[YOUR TASK]: Reproduce the data below in full and exclude every picture.

[PROVIDED MATERIAL]:
++++++++

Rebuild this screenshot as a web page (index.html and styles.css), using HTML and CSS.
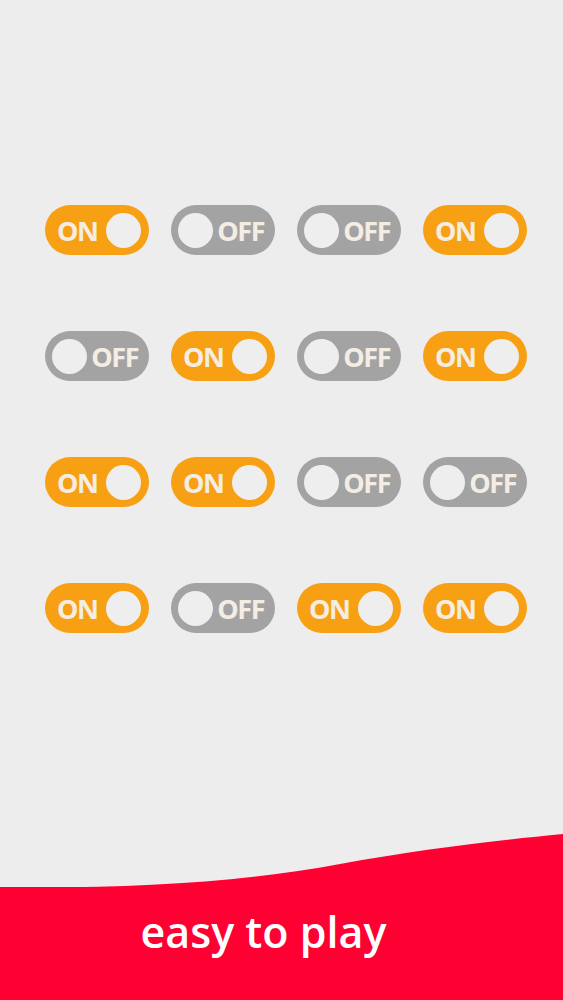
FILE: index.html
```html
<!DOCTYPE html>
<html lang="en">

<head>
  <meta charset="UTF-8">
  <meta name="viewport" content="width=device-width, initial-scale=1.0">
  <title>easy to play</title>
  <link rel="stylesheet" href="styles.css">
</head>

<body>
  <div class="board">
    <div class="switch on"><span class="label">ON</span><span class="knob"></span></div>
    <div class="switch off"><span class="knob"></span><span class="label">OFF</span></div>
    <div class="switch off"><span class="knob"></span><span class="label">OFF</span></div>
    <div class="switch on"><span class="label">ON</span><span class="knob"></span></div>

    <div class="switch off"><span class="knob"></span><span class="label">OFF</span></div>
    <div class="switch on"><span class="label">ON</span><span class="knob"></span></div>
    <div class="switch off"><span class="knob"></span><span class="label">OFF</span></div>
    <div class="switch on"><span class="label">ON</span><span class="knob"></span></div>

    <div class="switch on"><span class="label">ON</span><span class="knob"></span></div>
    <div class="switch on"><span class="label">ON</span><span class="knob"></span></div>
    <div class="switch off"><span class="knob"></span><span class="label">OFF</span></div>
    <div class="switch off"><span class="knob"></span><span class="label">OFF</span></div>

    <div class="switch on"><span class="label">ON</span><span class="knob"></span></div>
    <div class="switch off"><span class="knob"></span><span class="label">OFF</span></div>
    <div class="switch on"><span class="label">ON</span><span class="knob"></span></div>
    <div class="switch on"><span class="label">ON</span><span class="knob"></span></div>
  </div>

  <!-- 底部红色波浪 -->
  <div class="footer">
    <svg class="wave" viewBox="0 0 563 54" preserveAspectRatio="none">
      <path d="M0 53 C120 55 240 49 340 30 C420 15 500 6 563 0 L563 54 L0 54 Z" fill="#ff0032" />
    </svg>
    <div class="banner">easy to play</div>
  </div>
</body>

</html>
```

FILE: styles.css
```css
body {
  display: flex;
  flex-direction: column;
  min-height: 1000px;
  margin: 0;
  background: #ededed;
  font-family: "Open Sans", "Liberation Sans", sans-serif;
}

.board {
  display: grid;
  grid-template-columns: repeat(4, 104px);
  column-gap: 22px;
  row-gap: 76px;
  padding: 205px 0 0 45px;
}

.switch {
  display: flex;
  align-items: center;
  justify-content: space-between;
  height: 50px;
  border-radius: 25px;
  padding: 0 8px 0 7px;
  box-sizing: border-box;
}

.switch.on {
  background: #f8a013;
  padding-left: 12px;
}

.switch.off {
  background: #a3a3a3;
  padding-right: 11px;
}

.knob {
  width: 35px;
  height: 35px;
  border-radius: 50%;
  background: #eeeeee;
}

.label {
  color: #f4ede4;
  font-size: 27px;
  font-weight: 700;
  letter-spacing: -1.5px;
  line-height: 1;
}

.footer {
  margin-top: auto;
  display: flex;
  flex-direction: column;
}

.wave {
  display: block;
  width: 100%;
  height: 54px;
}

.banner {
  height: 113px;
  margin-top: -1px;
  padding-right: 36px;
  background: #ff0032;
  color: #ffffff;
  font-size: 43px;
  font-weight: 600;
  text-align: center;
  line-height: 90px;
}
```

++++++++

[RESPONSE TO THE EXERCISE]:
Rebuild this screenshot as a web page (index.html and styles.css), using HTML and CSS.
FILE: index.html
```html
<!DOCTYPE html>
<html lang="en">

<head>
  <meta charset="UTF-8">
  <meta name="viewport" content="width=device-width, initial-scale=1.0">
  <title>easy to play</title>
  <link rel="stylesheet" href="styles.css">
</head>

<body>
  <div class="board">
    <div class="switch on"><span class="label">ON</span><span class="knob"></span></div>
    <div class="switch off"><span class="knob"></span><span class="label">OFF</span></div>
    <div class="switch off"><span class="knob"></span><span class="label">OFF</span></div>
    <div class="switch on"><span class="label">ON</span><span class="knob"></span></div>

    <div class="switch off"><span class="knob"></span><span class="label">OFF</span></div>
    <div class="switch on"><span class="label">ON</span><span class="knob"></span></div>
    <div class="switch off"><span class="knob"></span><span class="label">OFF</span></div>
    <div class="switch on"><span class="label">ON</span><span class="knob"></span></div>

    <div class="switch on"><span class="label">ON</span><span class="knob"></span></div>
    <div class="switch on"><span class="label">ON</span><span class="knob"></span></div>
    <div class="switch off"><span class="knob"></span><span class="label">OFF</span></div>
    <div class="switch off"><span class="knob"></span><span class="label">OFF</span></div>

    <div class="switch on"><span class="label">ON</span><span class="knob"></span></div>
    <div class="switch off"><span class="knob"></span><span class="label">OFF</span></div>
    <div class="switch on"><span class="label">ON</span><span class="knob"></span></div>
    <div class="switch on"><span class="label">ON</span><span class="knob"></span></div>
  </div>

  <!-- 底部红色波浪 -->
  <div class="footer">
    <svg class="wave" viewBox="0 0 563 54" preserveAspectRatio="none">
      <path d="M0 53 C120 55 240 49 340 30 C420 15 500 6 563 0 L563 54 L0 54 Z" fill="#ff0032" />
    </svg>
    <div class="banner">easy to play</div>
  </div>
</body>

</html>
```

FILE: styles.css
```css
body {
  display: flex;
  flex-direction: column;
  min-height: 1000px;
  margin: 0;
  background: #ededed;
  font-family: "Open Sans", "Liberation Sans", sans-serif;
}

.board {
  display: grid;
  grid-template-columns: repeat(4, 104px);
  column-gap: 22px;
  row-gap: 76px;
  padding: 205px 0 0 45px;
}

.switch {
  display: flex;
  align-items: center;
  justify-content: space-between;
  height: 50px;
  border-radius: 25px;
  padding: 0 8px 0 7px;
  box-sizing: border-box;
}

.switch.on {
  background: #f8a013;
  padding-left: 12px;
}

.switch.off {
  background: #a3a3a3;
  padding-right: 11px;
}

.knob {
  width: 35px;
  height: 35px;
  border-radius: 50%;
  background: #eeeeee;
}

.label {
  color: #f4ede4;
  font-size: 27px;
  font-weight: 700;
  letter-spacing: -1.5px;
  line-height: 1;
}

.footer {
  margin-top: auto;
  display: flex;
  flex-direction: column;
}

.wave {
  display: block;
  width: 100%;
  height: 54px;
}

.banner {
  height: 113px;
  margin-top: -1px;
  padding-right: 36px;
  background: #ff0032;
  color: #ffffff;
  font-size: 43px;
  font-weight: 600;
  text-align: center;
  line-height: 90px;
}
```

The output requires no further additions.